Consolidation of media companies elicit business, artistic concerns
This past Tuesday, the federal government lost another effort to unravel AT&T’s billion-dollar merger with Time Warner that was officially announced in June of 2018. Merger mania has plagued the telecommunications industry as service providers are seeking to heavily expand their consumer bases and put out quality content at the same time. This historic merger between AT&T and Time Warner is already on its way to reshaping the media industry from the inside out.
The U.S. media industry has witnessed – and has been widely affected by – consolidation over the years. The influence of big-name companies like Facebook and Google stretches to nearly all four corners of the world and this latest merger is nothing new. But not every aspect of this merger is positive, as questions like, “Is this merger going to raise the prices for consumers?” and the potential risk of excluding content from independent platforms are coming to the surface.
In the past few years, AT&T has developed into the country’s second-largest telecommunications company. Time Warner is the storytelling media giant that owns HBO, CNN and TBS and is strictly a content-producing business. There is growth and power at stake for AT&T in this blockbuster deal, but anti-trust critics and politicians are speaking out against this massive consolidation of power and entertainment.
The Department of Justice argued that the merger completely ignores basic economic principles. The Justice Department argued that AT&T “would have both the incentive and the ability to raise its rivals’ cost and stifle growth of innovative, next-generation entrants that offer attractive alternatives to AT&T/DirectTV’s legacy pay-tv model — all to the detriment of American consumers,” according to an article in CNN Business.
For millions of Americans, the merger means that AT&T will not only control the pipeline of distribution of content but also the content itself. AT&T can go as far as offering a great deal on its service while also pitching that its new-and-improved phone plan comes with access to CNN, HBO and other platforms under Time Warner at a cheaper price than its competitors.
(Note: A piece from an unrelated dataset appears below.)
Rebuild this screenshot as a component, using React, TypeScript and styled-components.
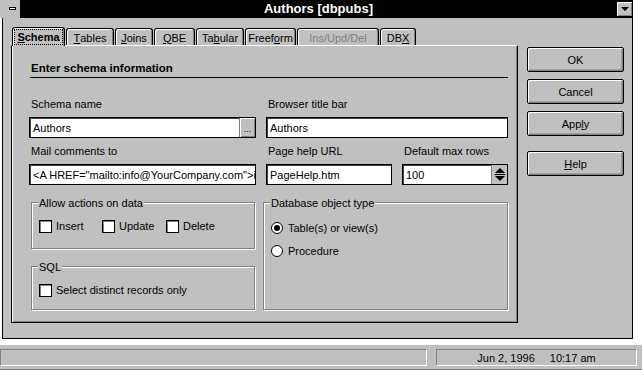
import React from "react";
import styled, { createGlobalStyle } from "styled-components";

const Global = createGlobalStyle`
  html, body { margin: 0; padding: 0; background: #fff; }
  body {
    width: 642px; height: 370px; overflow: hidden;
    font-family: "Liberation Sans", Arial, sans-serif;
    font-size: 11px; color: #000;
  }
`;

const Screen = styled.div`
  width: 642px;
  height: 370px;
  display: flex;
  flex-direction: column;
  background: #fff;
`;

const Window = styled.div`
  width: 633px;
  display: flex;
  flex-direction: column;
`;

const TitleBar = styled.div`
  height: 18px;
  display: flex;
  background: #000;
  padding-right: 1px;
`;

const SysBox = styled.div`
  width: 20px;
  height: 18px;
  box-sizing: border-box;
  background: #c0c0c0;
  padding: 7px 0 0 9px;
`;

const SysDash = styled.div`
  width: 7px;
  height: 3px;
  box-sizing: border-box;
  border: 1px solid #000;
  background: #fff;
`;

const Title = styled.div`
  flex: 1;
  color: #fff;
  font-weight: 700;
  font-size: 13px;
  line-height: 18px;
  text-align: center;
`;

const ArrowButton = styled.div`
  width: 15px;
  height: 14px;
  margin-top: 2px;
  box-sizing: border-box;
  background: #c0c0c0;
  box-shadow: inset 1px 1px 0 #fff, inset -1px -1px 0 #808080;
  display: flex;
  align-items: center;
  justify-content: center;
`;

const DownTri = styled.div`
  width: 0;
  height: 0;
  border-left: 4px solid transparent;
  border-right: 4px solid transparent;
  border-top: 4px solid #000;
`;

const Frame = styled.div`
  margin-left: 2px;
  width: 631px;
  height: 321px;
  box-sizing: border-box;
  border: 1px solid #000;
  border-top: none;
  background: #c0c0c0;
  display: flex;
  align-items: flex-start;
  padding: 9px 0 0 8px;
`;

const LeftCol = styled.div`
  width: 507px;
  display: flex;
  flex-direction: column;
`;

const TabRow = styled.div`
  height: 18px;
  display: flex;
  align-items: flex-end;
  padding-left: 1px;
`;

const Tab = styled.div<{ $w: number; $active?: boolean; $disabled?: boolean }>`
  box-sizing: border-box;
  width: ${(p) => p.$w}px;
  height: ${(p) => (p.$active ? 19 : 17)}px;
  margin-bottom: ${(p) => (p.$active ? -1 : 0)}px;
  margin-right: 1px;
  border: 1px solid #000;
  border-bottom: none;
  border-radius: 3px 3px 0 0;
  background: #c0c0c0;
  box-shadow: inset 1px 1px 0 #fff, inset -1px 0 0 #808080;
  display: flex;
  align-items: center;
  justify-content: center;
  padding-top: ${(p) => (p.$active ? 0 : 1)}px;
  font-weight: ${(p) => (p.$active ? 700 : 400)};
  color: ${(p) => (p.$disabled ? "#808080" : "#000")};
  position: relative;
  z-index: ${(p) => (p.$active ? 2 : 1)};
  white-space: nowrap;
`;

const Focus = styled.span`
  outline: 1px dotted #000;
  outline-offset: 1px;
  padding: 0 1px;
  line-height: 12px;
`;

const Panel = styled.div`
  box-sizing: border-box;
  width: 507px;
  height: 278px;
  background: #c0c0c0;
  border: 1px solid #000;
  border-top-color: #fff;
  box-shadow: inset 1px 0 0 #fff, inset -1px -1px 0 #808080;
  padding: 15px 9px 0 17px;
  position: relative;
  z-index: 1;
`;

const Heading = styled.div`
  font-weight: 700;
  font-size: 11.5px;
  line-height: 14px;
  height: 14px;
  padding-left: 2px;
`;

const Rule = styled.div`
  height: 1px;
  background: #000;
  margin: 2px 0 0 1px;
`;

const FieldGrid = styled.div`
  display: grid;
  grid-template-columns: 227px 242px;
  column-gap: 10px;
  row-gap: 6px;
  margin-top: 19px;
`;

const SubGrid = styled.div`
  display: grid;
  grid-template-columns: 126px 106px;
  column-gap: 10px;
`;

const Field = styled.div`
  display: flex;
  flex-direction: column;
  gap: 6px;
`;

const Label = styled.div`
  line-height: 14px;
  height: 14px;
  white-space: nowrap;
  padding-left: 2px;
`;

const InputBox = styled.div`
  box-sizing: border-box;
  height: 21px;
  border: 1px solid #000;
  box-shadow: inset 1px 1px 0 #404040;
  background: #fff;
  display: flex;
  overflow: hidden;
`;

const TextInput = styled.input`
  flex: 1;
  min-width: 0;
  border: 0;
  outline: 0;
  padding: 1px 0 0 3px;
  margin: 0;
  font: inherit;
  font-size: 11px;
  background: transparent;
  color: #000;
`;

const DotsButton = styled.div`
  width: 16px;
  box-sizing: border-box;
  background: #c0c0c0;
  border-left: 1px solid #808080;
  box-shadow: inset 1px 1px 0 #fff, inset -1px -1px 0 #808080;
  display: flex;
  align-items: flex-end;
  justify-content: center;
  font-size: 9px;
  line-height: 12px;
  padding-bottom: 2px;
`;

const Spinner = styled.div`
  width: 16px;
  box-sizing: border-box;
  background: #c0c0c0;
  border-left: 1px solid #808080;
  display: flex;
  flex-direction: column;
  align-items: center;
  justify-content: center;
  gap: 1px;
`;

const UpTri = styled.div`
  width: 0;
  height: 0;
  border-left: 5px solid transparent;
  border-right: 5px solid transparent;
  border-bottom: 5px solid #000;
`;

const SpinDown = styled.div`
  width: 0;
  height: 0;
  border-left: 5px solid transparent;
  border-right: 5px solid transparent;
  border-top: 5px solid #000;
`;

const SpinLine = styled.div`
  width: 10px;
  height: 1px;
  background: #000;
`;

const GroupRow = styled.div`
  display: grid;
  grid-template-columns: 224px 245px;
  column-gap: 8px;
  margin: 17px 0 0 2px;
`;

const Stack = styled.div`
  display: flex;
  flex-direction: column;
  gap: 17px;
`;

const Group = styled.div<{ $h: number; $pt: number; $gap?: number }>`
  position: relative;
  box-sizing: border-box;
  height: ${(p) => p.$h}px;
  border: 1px solid #808080;
  box-shadow: 1px 1px 0 #fff, inset 1px 1px 0 #fff;
  padding: ${(p) => p.$pt}px 0 0 7px;
  display: flex;
  flex-direction: column;
  gap: ${(p) => p.$gap ?? 0}px;
`;

const Caption = styled.span`
  position: absolute;
  top: -7px;
  left: 6px;
  padding: 0 1px;
  background: #c0c0c0;
  line-height: 14px;
  white-space: nowrap;
`;

const CheckRow = styled.div`
  display: flex;
  height: 14px;
`;

const Item = styled.label<{ $w?: number }>`
  display: flex;
  align-items: center;
  gap: 4px;
  width: ${(p) => (p.$w ? `${p.$w}px` : "auto")};
  line-height: 14px;
  white-space: nowrap;
`;

const CheckBox = styled.span`
  width: 13px;
  height: 13px;
  box-sizing: border-box;
  border: 1px solid #000;
  background: #fff;
  box-shadow: inset 1px 1px 0 #808080;
  flex: none;
`;

const Radio = styled.span<{ $on?: boolean }>`
  width: 12px;
  height: 12px;
  box-sizing: border-box;
  border: 1px solid #000;
  border-radius: 50%;
  background: #fff;
  flex: none;
  margin-right: 1px;
  display: flex;
  align-items: center;
  justify-content: center;
  &::after {
    content: "";
    display: ${(p) => (p.$on ? "block" : "none")};
    width: 6px;
    height: 6px;
    border-radius: 50%;
    background: #000;
  }
`;

const ButtonCol = styled.div`
  display: flex;
  flex-direction: column;
  gap: 7px;
  margin: 20px 0 0 9px;
  width: 97px;
`;

const Button = styled.button<{ $extra?: number }>`
  box-sizing: border-box;
  width: 97px;
  height: 25px;
  margin: ${(p) => p.$extra ?? 0}px 0 0 0;
  padding: 0;
  border: 1px solid #000;
  border-radius: 2px;
  background: #c0c0c0;
  box-shadow: inset 1px 1px 0 #fff, inset -1px -1px 0 #808080, inset -2px -2px 0 #a0a0a0;
  font: inherit;
  font-size: 11px;
  color: #000;
  text-align: center;
`;

const StatusBar = styled.div`
  margin-top: 5px;
  height: 26px;
  box-sizing: border-box;
  background: #c0c0c0;
  border-top: 1px solid #fff;
  border-bottom: 1px solid #808080;
  display: flex;
  gap: 9px;
  padding-top: 4px;
`;

const StatusPanel = styled.div<{ $w: number }>`
  width: ${(p) => p.$w}px;
  height: 17px;
  box-sizing: border-box;
  border: 1px solid;
  border-color: #808080 #fff #fff #808080;
  display: flex;
  align-items: center;
  justify-content: center;
  gap: 15px;
  line-height: 14px;
`;

export default function App() {
  return (
    <Screen>
      <Global />
      <Window>
        <TitleBar>
          <SysBox>
            <SysDash />
          </SysBox>
          <Title>Authors [dbpubs]</Title>
          <ArrowButton>
            <DownTri />
          </ArrowButton>
        </TitleBar>
        <Frame>
          <LeftCol>
            <TabRow>
              <Tab $w={53} $active>
                <Focus>
                  <u>S</u>chema
                </Focus>
              </Tab>
              <Tab $w={48}>
                <u>T</u>ables
              </Tab>
              <Tab $w={38}>
                <u>J</u>oins
              </Tab>
              <Tab $w={41}>
                <u>Q</u>BE
              </Tab>
              <Tab $w={48}>
                Ta<u>b</u>ular
              </Tab>
              <Tab $w={51}>
                Freef<u>o</u>rm
              </Tab>
              <Tab $w={82} $disabled>
                Ins/Upd/Del
              </Tab>
              <Tab $w={36}>
                DB<u>X</u>
              </Tab>
            </TabRow>
            <Panel>
              <Heading>Enter schema information</Heading>
              <Rule />
              <FieldGrid>
                <Field>
                  <Label>Schema name</Label>
                  <InputBox>
                    <TextInput readOnly value="Authors" />
                    <DotsButton>...</DotsButton>
                  </InputBox>
                </Field>
                <Field>
                  <Label>Browser title bar</Label>
                  <InputBox>
                    <TextInput readOnly value="Authors" />
                  </InputBox>
                </Field>
                <Field>
                  <Label>Mail comments to</Label>
                  <InputBox>
                    <TextInput
                      readOnly
                      value={'<A HREF="mailto:info@YourCompany.com">info@YourCompany.com</A>'}
                    />
                  </InputBox>
                </Field>
                <SubGrid>
                  <Field>
                    <Label>Page help URL</Label>
                    <InputBox>
                      <TextInput readOnly value="PageHelp.htm" />
                    </InputBox>
                  </Field>
                  <Field>
                    <Label>Default max rows</Label>
                    <InputBox>
                      <TextInput readOnly value="100" />
                      <Spinner>
                        <UpTri />
                        <SpinLine />
                        <SpinDown />
                      </Spinner>
                    </InputBox>
                  </Field>
                </SubGrid>
              </FieldGrid>
              <GroupRow>
                <Stack>
                  <Group $h={47} $pt={16}>
                    <Caption>Allow actions on data</Caption>
                    <CheckRow>
                      <Item $w={63}>
                        <CheckBox />
                        Insert
                      </Item>
                      <Item $w={64}>
                        <CheckBox />
                        Update
                      </Item>
                      <Item>
                        <CheckBox />
                        Delete
                      </Item>
                    </CheckRow>
                  </Group>
                  <Group $h={44} $pt={16}>
                    <Caption>SQL</Caption>
                    <CheckRow>
                      <Item>
                        <CheckBox />
                        Select distinct records only
                      </Item>
                    </CheckRow>
                  </Group>
                </Stack>
                <Group $h={108} $pt={18} $gap={9}>
                  <Caption>Database object type</Caption>
                  <CheckRow>
                    <Item>
                      <Radio $on />
                      Table(s) or view(s)
                    </Item>
                  </CheckRow>
                  <CheckRow>
                    <Item>
                      <Radio />
                      Procedure
                    </Item>
                  </CheckRow>
                </Group>
              </GroupRow>
            </Panel>
          </LeftCol>
          <ButtonCol>
            <Button>OK</Button>
            <Button>Cancel</Button>
            <Button>
              App<u>l</u>y
            </Button>
            <Button $extra={8}>
              <u>H</u>elp
            </Button>
          </ButtonCol>
        </Frame>
      </Window>
      <StatusBar>
        <StatusPanel $w={427} />
        <StatusPanel $w={201}>
          <span>Jun 2, 1996</span>
          <span>10:17 am</span>
        </StatusPanel>
      </StatusBar>
    </Screen>
  );
}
AT&T’s decision to buy Time Warner is tied to the way our phones have changed the future of media. Thanks to Netflix and widespread streaming services readily available on any number of our devices, there is a lot of money to be made in the AT&T-Time Warner merger. And this merger won’t be the first time we’ve witnessed a media conglomerate forming before our eyes. In 2017, The Walt Disney Company announced that it would be moving to acquire 21st Century Fox for $52 billion and the merger is expected to be completed this March.
Big media consolidation poses a threat not only to market competition but to free speech. As massive media companies merge into powerhouses in the way that AT&T and Disney have done, alternative viewpoints in the media and voices of different people face the threat of being drowned out by these media giants who consider their narrative to be outside the mainstream.
For many small and independent media outlets, this merger and media consolidation, in general, could mean being pushed out of the competition and leaving many workers unemployed. In her testimony, author, television writer and former president of the Writers Guild of America, Victoria Riskin, said, "I can tell you that over the past decade, diversity of production sources in the marketplace has been eroded to the point of near extinction ... The opportunity for access for a broad range of voices has been cut dramatically.”
As media consolidation is on the rise, the argument made by big merging companies like Disney is that now we have more choices on cable and streaming services. But, what they fail to highlight is that more channels don’t really mean more choices. Rather, the argument is keen on selling us the illusion of having more content to pick from.
In reality, we have shifted drastically in the past 15 years from original and diverse content being produced by small and medium-size networks to the media industry monopolizing and being obsessed with making sure everything has high ratings. Independent networks, creatives and consumers in the upcoming years have to make sure that they aren’t being fooled into a better deal but actually getting their money and time’s worth.